TASK DESCRIPTION -> Identify all lines in the data containing the string "Output". Copy them out.

INPUT RECORDS ->
----
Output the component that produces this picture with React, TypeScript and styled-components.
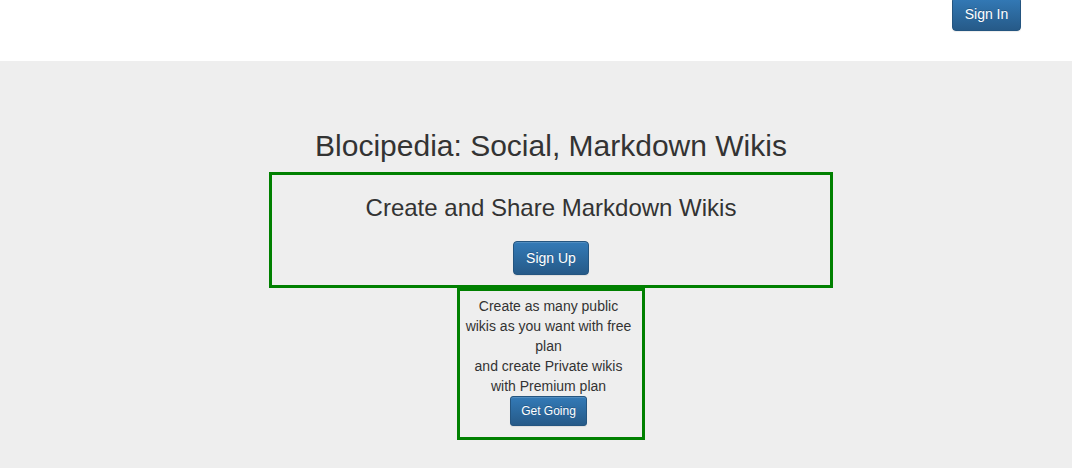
----
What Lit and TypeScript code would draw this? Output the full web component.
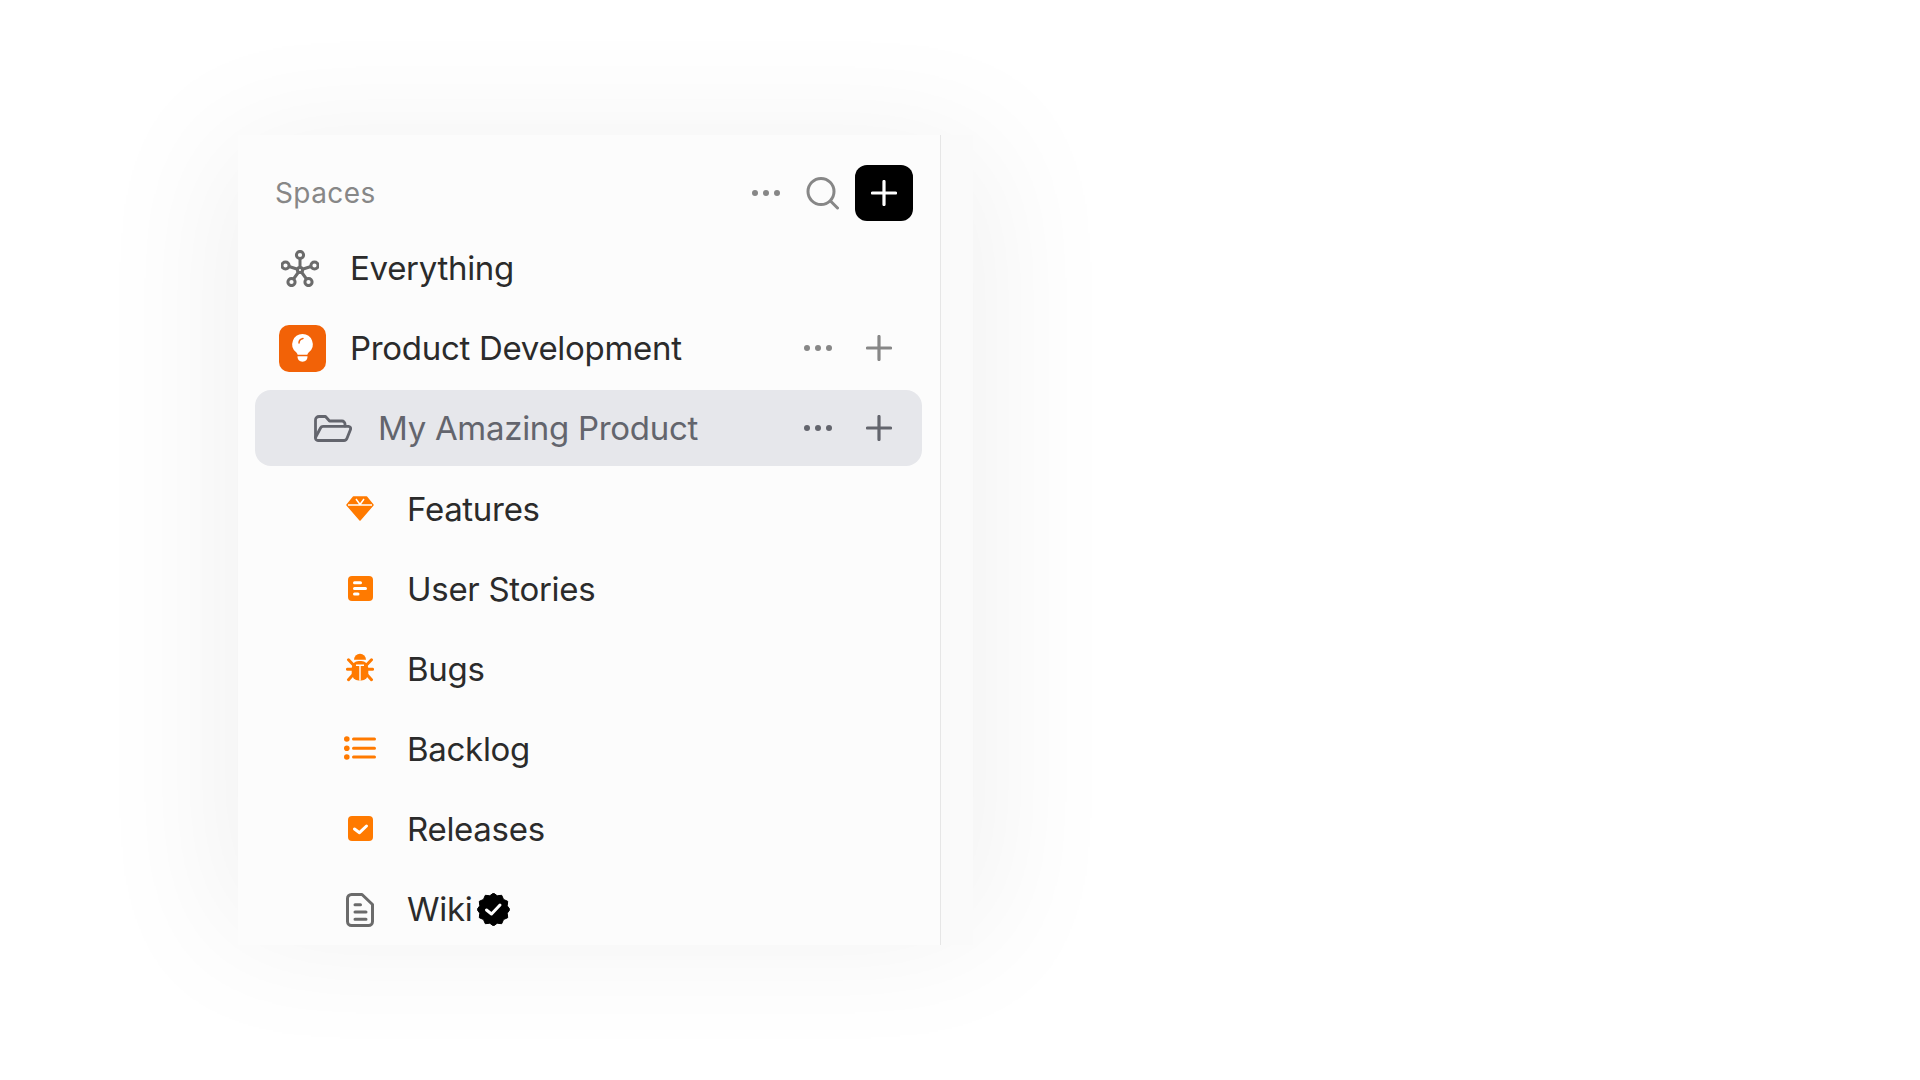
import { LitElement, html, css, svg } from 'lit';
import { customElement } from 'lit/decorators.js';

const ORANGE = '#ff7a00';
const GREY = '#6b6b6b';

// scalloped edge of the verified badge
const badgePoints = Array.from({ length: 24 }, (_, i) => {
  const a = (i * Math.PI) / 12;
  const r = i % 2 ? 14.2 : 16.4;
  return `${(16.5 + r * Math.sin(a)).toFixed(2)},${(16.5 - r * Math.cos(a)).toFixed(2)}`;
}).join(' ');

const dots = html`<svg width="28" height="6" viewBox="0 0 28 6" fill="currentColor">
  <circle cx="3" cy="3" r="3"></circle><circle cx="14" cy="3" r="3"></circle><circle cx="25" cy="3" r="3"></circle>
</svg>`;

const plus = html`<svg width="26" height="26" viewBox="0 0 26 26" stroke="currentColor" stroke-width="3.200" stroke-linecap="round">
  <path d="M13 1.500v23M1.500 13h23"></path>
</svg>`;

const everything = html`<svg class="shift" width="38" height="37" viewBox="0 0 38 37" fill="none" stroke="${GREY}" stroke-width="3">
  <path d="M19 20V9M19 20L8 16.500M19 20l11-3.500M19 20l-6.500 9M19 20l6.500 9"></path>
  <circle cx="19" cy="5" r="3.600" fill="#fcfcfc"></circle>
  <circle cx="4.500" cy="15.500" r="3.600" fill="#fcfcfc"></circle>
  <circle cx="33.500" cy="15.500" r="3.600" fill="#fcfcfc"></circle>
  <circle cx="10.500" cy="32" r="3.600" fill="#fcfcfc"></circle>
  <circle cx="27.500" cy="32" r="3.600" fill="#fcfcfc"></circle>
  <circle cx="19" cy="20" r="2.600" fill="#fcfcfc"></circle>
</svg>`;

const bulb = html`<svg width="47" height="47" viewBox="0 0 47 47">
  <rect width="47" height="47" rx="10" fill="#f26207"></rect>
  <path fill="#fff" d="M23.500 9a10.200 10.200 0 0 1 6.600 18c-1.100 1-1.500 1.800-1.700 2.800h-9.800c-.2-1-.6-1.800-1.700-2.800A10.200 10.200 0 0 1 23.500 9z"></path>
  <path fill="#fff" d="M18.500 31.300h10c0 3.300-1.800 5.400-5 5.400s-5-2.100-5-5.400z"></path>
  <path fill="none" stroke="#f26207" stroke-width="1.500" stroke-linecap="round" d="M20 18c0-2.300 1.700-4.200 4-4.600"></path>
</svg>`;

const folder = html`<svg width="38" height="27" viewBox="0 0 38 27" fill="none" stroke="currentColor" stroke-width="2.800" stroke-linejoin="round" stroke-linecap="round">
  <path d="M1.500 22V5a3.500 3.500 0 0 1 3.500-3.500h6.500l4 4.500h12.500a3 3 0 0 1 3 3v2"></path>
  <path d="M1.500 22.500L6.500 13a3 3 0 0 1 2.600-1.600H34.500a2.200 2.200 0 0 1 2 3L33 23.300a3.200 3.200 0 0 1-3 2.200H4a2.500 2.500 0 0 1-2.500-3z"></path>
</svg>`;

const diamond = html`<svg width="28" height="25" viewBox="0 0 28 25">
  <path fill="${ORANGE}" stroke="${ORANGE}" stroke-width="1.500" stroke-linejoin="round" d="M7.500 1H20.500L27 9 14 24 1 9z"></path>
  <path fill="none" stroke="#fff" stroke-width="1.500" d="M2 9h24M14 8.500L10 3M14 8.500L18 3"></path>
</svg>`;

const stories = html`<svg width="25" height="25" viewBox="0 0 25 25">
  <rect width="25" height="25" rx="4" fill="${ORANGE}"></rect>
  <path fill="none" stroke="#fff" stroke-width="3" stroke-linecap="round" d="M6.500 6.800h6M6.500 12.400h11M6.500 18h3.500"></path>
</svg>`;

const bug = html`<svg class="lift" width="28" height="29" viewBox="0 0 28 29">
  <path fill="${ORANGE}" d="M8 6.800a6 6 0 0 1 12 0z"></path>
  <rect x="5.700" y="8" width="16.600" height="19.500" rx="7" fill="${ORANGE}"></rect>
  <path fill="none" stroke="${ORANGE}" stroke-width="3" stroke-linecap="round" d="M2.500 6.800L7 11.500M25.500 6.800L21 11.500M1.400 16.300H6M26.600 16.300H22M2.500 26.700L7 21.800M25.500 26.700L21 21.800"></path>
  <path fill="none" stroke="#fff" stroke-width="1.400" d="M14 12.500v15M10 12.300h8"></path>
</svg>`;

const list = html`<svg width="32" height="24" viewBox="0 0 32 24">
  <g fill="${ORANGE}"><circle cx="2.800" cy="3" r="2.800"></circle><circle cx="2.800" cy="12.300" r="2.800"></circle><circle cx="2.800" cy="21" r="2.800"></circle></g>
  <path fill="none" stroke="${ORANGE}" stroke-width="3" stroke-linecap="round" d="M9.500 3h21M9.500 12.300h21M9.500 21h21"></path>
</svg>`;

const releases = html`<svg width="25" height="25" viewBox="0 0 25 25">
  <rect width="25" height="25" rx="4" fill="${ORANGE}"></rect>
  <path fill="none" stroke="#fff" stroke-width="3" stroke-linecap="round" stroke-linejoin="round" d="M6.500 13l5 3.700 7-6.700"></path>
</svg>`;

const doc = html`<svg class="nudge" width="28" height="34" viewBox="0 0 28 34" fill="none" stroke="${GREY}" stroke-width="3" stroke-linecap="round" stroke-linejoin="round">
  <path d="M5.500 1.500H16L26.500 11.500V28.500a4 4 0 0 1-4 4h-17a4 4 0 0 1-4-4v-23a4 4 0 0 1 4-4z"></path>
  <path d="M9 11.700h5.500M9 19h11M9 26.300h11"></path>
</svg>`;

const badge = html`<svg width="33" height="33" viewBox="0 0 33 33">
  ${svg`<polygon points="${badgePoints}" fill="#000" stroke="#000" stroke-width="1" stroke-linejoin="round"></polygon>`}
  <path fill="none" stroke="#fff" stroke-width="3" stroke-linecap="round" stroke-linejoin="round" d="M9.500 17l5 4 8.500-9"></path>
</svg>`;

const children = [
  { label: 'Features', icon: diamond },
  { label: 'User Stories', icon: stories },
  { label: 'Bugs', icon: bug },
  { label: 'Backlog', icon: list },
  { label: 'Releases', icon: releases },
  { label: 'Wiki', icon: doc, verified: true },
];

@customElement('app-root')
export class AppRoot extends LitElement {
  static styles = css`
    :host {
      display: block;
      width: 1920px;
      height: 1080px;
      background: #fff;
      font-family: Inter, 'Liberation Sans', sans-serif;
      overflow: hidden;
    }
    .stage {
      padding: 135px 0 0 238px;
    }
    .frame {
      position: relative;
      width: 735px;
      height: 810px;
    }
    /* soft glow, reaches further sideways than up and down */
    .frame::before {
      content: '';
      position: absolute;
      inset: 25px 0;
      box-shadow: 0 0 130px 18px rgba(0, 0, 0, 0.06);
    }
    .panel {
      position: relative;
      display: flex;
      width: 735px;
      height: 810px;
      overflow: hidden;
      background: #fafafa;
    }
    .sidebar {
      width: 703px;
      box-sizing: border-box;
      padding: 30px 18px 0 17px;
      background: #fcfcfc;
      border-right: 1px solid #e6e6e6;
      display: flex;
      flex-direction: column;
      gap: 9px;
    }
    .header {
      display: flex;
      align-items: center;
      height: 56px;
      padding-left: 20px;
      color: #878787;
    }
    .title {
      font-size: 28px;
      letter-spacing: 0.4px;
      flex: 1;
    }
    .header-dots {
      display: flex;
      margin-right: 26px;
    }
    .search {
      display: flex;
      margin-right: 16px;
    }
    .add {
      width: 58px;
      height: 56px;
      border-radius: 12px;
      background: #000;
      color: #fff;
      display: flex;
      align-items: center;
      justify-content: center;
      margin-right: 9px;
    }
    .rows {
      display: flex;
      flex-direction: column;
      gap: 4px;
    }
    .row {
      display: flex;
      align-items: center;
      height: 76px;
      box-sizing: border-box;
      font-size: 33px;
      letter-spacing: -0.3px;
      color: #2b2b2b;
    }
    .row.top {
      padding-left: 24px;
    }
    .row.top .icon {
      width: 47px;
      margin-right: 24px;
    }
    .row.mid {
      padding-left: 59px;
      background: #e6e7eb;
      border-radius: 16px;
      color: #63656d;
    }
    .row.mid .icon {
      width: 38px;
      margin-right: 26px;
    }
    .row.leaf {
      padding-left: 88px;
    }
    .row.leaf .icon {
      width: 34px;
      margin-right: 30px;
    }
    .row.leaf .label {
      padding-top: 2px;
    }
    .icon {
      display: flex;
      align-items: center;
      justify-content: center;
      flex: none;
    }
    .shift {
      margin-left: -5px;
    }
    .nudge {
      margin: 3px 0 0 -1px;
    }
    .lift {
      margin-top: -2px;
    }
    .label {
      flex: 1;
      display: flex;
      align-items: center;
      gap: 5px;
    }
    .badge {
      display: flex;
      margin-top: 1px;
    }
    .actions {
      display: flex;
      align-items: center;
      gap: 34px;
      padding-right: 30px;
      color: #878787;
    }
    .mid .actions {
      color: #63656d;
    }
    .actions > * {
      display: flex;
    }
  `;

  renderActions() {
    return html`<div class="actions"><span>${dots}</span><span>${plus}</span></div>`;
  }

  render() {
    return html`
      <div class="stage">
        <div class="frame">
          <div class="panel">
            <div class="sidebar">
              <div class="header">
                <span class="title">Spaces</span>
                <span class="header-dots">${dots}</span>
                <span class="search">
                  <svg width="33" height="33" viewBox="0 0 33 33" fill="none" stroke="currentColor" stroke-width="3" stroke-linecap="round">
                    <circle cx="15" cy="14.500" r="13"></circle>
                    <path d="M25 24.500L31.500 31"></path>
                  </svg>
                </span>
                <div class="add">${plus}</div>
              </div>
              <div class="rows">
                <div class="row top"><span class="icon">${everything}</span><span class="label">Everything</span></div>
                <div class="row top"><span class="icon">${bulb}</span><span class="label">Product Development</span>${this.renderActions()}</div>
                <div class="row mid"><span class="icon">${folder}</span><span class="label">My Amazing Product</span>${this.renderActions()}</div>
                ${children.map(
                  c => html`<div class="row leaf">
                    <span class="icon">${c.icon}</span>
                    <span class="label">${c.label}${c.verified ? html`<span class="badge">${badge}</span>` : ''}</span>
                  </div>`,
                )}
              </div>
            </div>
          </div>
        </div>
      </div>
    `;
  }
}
----
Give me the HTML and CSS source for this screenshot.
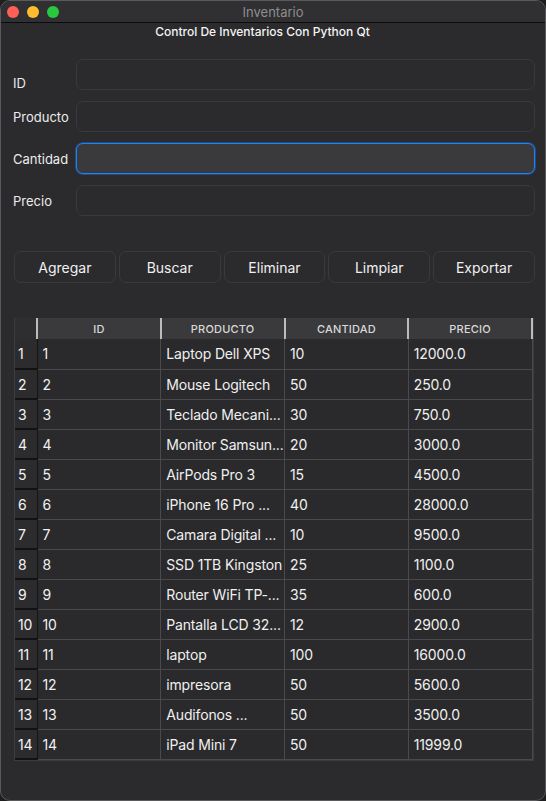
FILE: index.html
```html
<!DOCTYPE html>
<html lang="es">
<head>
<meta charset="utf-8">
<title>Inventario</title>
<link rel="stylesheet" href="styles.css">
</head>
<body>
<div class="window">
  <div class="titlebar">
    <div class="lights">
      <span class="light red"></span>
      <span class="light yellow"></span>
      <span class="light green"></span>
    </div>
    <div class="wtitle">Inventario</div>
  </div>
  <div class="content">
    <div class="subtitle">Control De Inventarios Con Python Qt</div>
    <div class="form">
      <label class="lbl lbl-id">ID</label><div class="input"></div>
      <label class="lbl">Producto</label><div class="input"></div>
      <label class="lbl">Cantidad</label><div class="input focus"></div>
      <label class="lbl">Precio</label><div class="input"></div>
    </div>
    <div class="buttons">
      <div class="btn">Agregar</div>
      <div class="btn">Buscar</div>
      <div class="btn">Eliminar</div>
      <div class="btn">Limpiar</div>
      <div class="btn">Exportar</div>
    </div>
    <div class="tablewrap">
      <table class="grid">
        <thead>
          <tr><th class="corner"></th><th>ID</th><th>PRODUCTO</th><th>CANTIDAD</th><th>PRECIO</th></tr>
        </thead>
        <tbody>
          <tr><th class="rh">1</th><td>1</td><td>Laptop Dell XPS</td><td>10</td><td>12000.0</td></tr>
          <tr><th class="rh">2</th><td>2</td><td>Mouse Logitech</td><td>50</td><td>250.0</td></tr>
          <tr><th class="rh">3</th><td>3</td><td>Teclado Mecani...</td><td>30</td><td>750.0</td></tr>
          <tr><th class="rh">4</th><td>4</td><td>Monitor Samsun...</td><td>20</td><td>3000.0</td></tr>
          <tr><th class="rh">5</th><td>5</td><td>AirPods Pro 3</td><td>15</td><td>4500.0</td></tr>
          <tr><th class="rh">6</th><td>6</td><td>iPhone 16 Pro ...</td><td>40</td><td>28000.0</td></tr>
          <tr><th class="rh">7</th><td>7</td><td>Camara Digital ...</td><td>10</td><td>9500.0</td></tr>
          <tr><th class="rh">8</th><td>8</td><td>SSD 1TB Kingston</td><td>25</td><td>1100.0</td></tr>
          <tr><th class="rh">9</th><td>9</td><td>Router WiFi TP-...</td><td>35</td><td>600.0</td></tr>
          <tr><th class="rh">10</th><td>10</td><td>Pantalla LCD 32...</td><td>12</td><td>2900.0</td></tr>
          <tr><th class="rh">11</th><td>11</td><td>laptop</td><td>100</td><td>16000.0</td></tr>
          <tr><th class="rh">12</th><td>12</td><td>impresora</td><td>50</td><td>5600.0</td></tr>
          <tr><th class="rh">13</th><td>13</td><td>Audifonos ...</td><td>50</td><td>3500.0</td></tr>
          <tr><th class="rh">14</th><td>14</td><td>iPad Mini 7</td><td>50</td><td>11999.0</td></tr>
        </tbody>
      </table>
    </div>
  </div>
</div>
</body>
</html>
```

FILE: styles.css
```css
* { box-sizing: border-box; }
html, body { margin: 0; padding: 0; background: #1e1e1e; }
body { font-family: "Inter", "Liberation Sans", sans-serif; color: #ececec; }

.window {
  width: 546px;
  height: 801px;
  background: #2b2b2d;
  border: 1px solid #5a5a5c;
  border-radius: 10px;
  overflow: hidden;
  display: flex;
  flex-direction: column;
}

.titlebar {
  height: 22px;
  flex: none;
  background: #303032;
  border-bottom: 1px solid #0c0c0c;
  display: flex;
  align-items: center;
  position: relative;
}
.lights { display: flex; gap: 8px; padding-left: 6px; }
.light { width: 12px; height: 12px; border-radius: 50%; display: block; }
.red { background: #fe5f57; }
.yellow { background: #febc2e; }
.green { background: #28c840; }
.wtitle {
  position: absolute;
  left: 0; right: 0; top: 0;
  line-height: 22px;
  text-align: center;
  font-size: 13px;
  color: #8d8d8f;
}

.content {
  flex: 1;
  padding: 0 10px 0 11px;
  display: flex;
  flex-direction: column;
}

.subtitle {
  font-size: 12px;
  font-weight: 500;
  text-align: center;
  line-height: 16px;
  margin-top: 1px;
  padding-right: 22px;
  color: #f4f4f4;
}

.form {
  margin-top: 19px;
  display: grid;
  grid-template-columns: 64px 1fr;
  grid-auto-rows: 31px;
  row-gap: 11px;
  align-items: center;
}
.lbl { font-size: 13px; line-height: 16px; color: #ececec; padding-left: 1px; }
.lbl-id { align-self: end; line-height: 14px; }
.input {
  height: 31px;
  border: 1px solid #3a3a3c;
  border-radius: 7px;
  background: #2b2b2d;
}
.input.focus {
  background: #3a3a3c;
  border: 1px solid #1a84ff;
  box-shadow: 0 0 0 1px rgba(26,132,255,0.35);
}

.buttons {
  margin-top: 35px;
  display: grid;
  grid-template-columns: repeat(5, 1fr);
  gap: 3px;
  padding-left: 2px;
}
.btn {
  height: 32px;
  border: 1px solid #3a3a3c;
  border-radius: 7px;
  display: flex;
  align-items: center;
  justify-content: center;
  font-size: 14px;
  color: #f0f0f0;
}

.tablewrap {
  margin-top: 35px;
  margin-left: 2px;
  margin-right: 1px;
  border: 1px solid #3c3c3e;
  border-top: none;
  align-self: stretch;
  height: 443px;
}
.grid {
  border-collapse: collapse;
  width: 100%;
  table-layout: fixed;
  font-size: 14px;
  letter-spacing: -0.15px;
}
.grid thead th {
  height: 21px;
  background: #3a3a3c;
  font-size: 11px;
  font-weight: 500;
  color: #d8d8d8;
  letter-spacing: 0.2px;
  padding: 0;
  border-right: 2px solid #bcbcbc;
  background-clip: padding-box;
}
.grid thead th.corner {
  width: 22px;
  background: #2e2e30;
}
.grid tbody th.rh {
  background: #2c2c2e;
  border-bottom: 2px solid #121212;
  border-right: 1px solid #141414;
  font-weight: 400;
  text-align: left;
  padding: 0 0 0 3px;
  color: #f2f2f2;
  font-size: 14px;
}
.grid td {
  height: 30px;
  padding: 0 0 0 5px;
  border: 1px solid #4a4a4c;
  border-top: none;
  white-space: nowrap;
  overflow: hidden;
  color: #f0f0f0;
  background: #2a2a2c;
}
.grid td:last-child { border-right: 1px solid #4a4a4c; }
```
----
WRITTEN RESPONSE ->
Output the component that produces this picture with React, TypeScript and styled-components.
What Lit and TypeScript code would draw this? Output the full web component.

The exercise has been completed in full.